-- Begin --

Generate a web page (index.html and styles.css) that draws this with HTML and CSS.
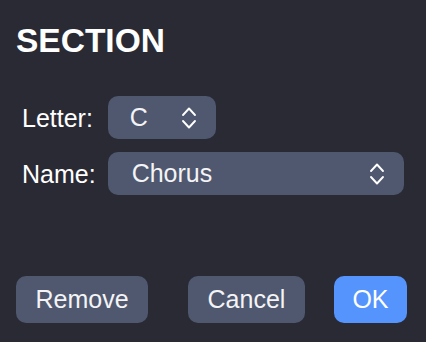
FILE: index.html
```html
<!DOCTYPE html>
<html lang="en">
<head>
<meta charset="utf-8">
<title>Section</title>
<link rel="stylesheet" href="styles.css">
</head>
<body>
<div class="dialog">
  <h1 class="title">SECTION</h1>
  <div class="form">
    <label class="label">Letter:</label>
    <div class="select select-short">
      <span class="value">C</span>
      <svg class="chev" width="16" height="24" viewBox="0 0 16 24"><path d="M2 9 L8 2.5 L14 9 M2 15 L8 21.5 L14 15" fill="none" stroke="#ffffff" stroke-width="1.9" stroke-linecap="round" stroke-linejoin="round"/></svg>
    </div>
    <label class="label">Name:</label>
    <div class="select">
      <span class="value">Chorus</span>
      <svg class="chev" width="16" height="24" viewBox="0 0 16 24"><path d="M2 9 L8 2.5 L14 9 M2 15 L8 21.5 L14 15" fill="none" stroke="#ffffff" stroke-width="1.9" stroke-linecap="round" stroke-linejoin="round"/></svg>
    </div>
  </div>
  <div class="actions">
    <button class="btn">Remove</button>
    <button class="btn btn-cancel">Cancel</button>
    <button class="btn btn-primary">OK</button>
  </div>
</div>
</body>
</html>
```
FILE: styles.css
```css
html, body {
  margin: 0;
  padding: 0;
}
body {
  width: 426px;
  height: 342px;
  background: #2a2a34;
  font-family: "Liberation Sans", Arial, Helvetica, sans-serif;
  color: #ffffff;
  overflow: hidden;
}
.dialog {
  box-sizing: border-box;
  height: 342px;
  padding: 21px 19px 19px 16px;
  display: flex;
  flex-direction: column;
}
.title {
  margin: 0;
  font-size: 33.5px;
  line-height: 40px;
  font-weight: 700;
}
.form {
  margin-top: 35px;
  padding: 0 3px 0 6px;
  display: grid;
  grid-template-columns: auto 1fr;
  column-gap: 12px;
  row-gap: 13px;
  align-items: center;
}
.label {
  font-size: 25px;
  line-height: 30px;
  color: #ffffff;
}
.select {
  box-sizing: border-box;
  height: 43px;
  border-radius: 10px;
  background: #4f586f;
  display: flex;
  align-items: center;
  justify-content: space-between;
  padding: 0 19px 0 24px;
  font-size: 25px;
  color: #f4f4f6;
}
.select-short {
  width: 108px;
  padding-left: 22px;
}
.chev {
  display: block;
  flex: none;
}
.actions {
  margin-top: auto;
  display: flex;
  align-items: center;
  gap: 29px;
}
.btn {
  box-sizing: border-box;
  height: 47px;
  padding: 0 19.5px;
  border: none;
  border-radius: 10px;
  background: #4f586f;
  color: #f4f4f6;
  font-family: "Liberation Sans", Arial, Helvetica, sans-serif;
  font-size: 25px;
  line-height: 47px;
}
.btn-cancel {
  margin-left: auto;
}
.btn-primary {
  background: #5494fc;
  padding: 0 18.5px;
  color: #ffffff;
}
```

-- End --

Aim of the exercise
Repeat the material above in full and unchanged, minus its images.

Exercise result
Generate a web page (index.html and styles.css) that draws this with HTML and CSS.
FILE: index.html
```html
<!DOCTYPE html>
<html lang="en">
<head>
<meta charset="utf-8">
<title>Section</title>
<link rel="stylesheet" href="styles.css">
</head>
<body>
<div class="dialog">
  <h1 class="title">SECTION</h1>
  <div class="form">
    <label class="label">Letter:</label>
    <div class="select select-short">
      <span class="value">C</span>
      <svg class="chev" width="16" height="24" viewBox="0 0 16 24"><path d="M2 9 L8 2.5 L14 9 M2 15 L8 21.5 L14 15" fill="none" stroke="#ffffff" stroke-width="1.9" stroke-linecap="round" stroke-linejoin="round"/></svg>
    </div>
    <label class="label">Name:</label>
    <div class="select">
      <span class="value">Chorus</span>
      <svg class="chev" width="16" height="24" viewBox="0 0 16 24"><path d="M2 9 L8 2.5 L14 9 M2 15 L8 21.5 L14 15" fill="none" stroke="#ffffff" stroke-width="1.9" stroke-linecap="round" stroke-linejoin="round"/></svg>
    </div>
  </div>
  <div class="actions">
    <button class="btn">Remove</button>
    <button class="btn btn-cancel">Cancel</button>
    <button class="btn btn-primary">OK</button>
  </div>
</div>
</body>
</html>
```
FILE: styles.css
```css
html, body {
  margin: 0;
  padding: 0;
}
body {
  width: 426px;
  height: 342px;
  background: #2a2a34;
  font-family: "Liberation Sans", Arial, Helvetica, sans-serif;
  color: #ffffff;
  overflow: hidden;
}
.dialog {
  box-sizing: border-box;
  height: 342px;
  padding: 21px 19px 19px 16px;
  display: flex;
  flex-direction: column;
}
.title {
  margin: 0;
  font-size: 33.5px;
  line-height: 40px;
  font-weight: 700;
}
.form {
  margin-top: 35px;
  padding: 0 3px 0 6px;
  display: grid;
  grid-template-columns: auto 1fr;
  column-gap: 12px;
  row-gap: 13px;
  align-items: center;
}
.label {
  font-size: 25px;
  line-height: 30px;
  color: #ffffff;
}
.select {
  box-sizing: border-box;
  height: 43px;
  border-radius: 10px;
  background: #4f586f;
  display: flex;
  align-items: center;
  justify-content: space-between;
  padding: 0 19px 0 24px;
  font-size: 25px;
  color: #f4f4f6;
}
.select-short {
  width: 108px;
  padding-left: 22px;
}
.chev {
  display: block;
  flex: none;
}
.actions {
  margin-top: auto;
  display: flex;
  align-items: center;
  gap: 29px;
}
.btn {
  box-sizing: border-box;
  height: 47px;
  padding: 0 19.5px;
  border: none;
  border-radius: 10px;
  background: #4f586f;
  color: #f4f4f6;
  font-family: "Liberation Sans", Arial, Helvetica, sans-serif;
  font-size: 25px;
  line-height: 47px;
}
.btn-cancel {
  margin-left: auto;
}
.btn-primary {
  background: #5494fc;
  padding: 0 18.5px;
  color: #ffffff;
}
```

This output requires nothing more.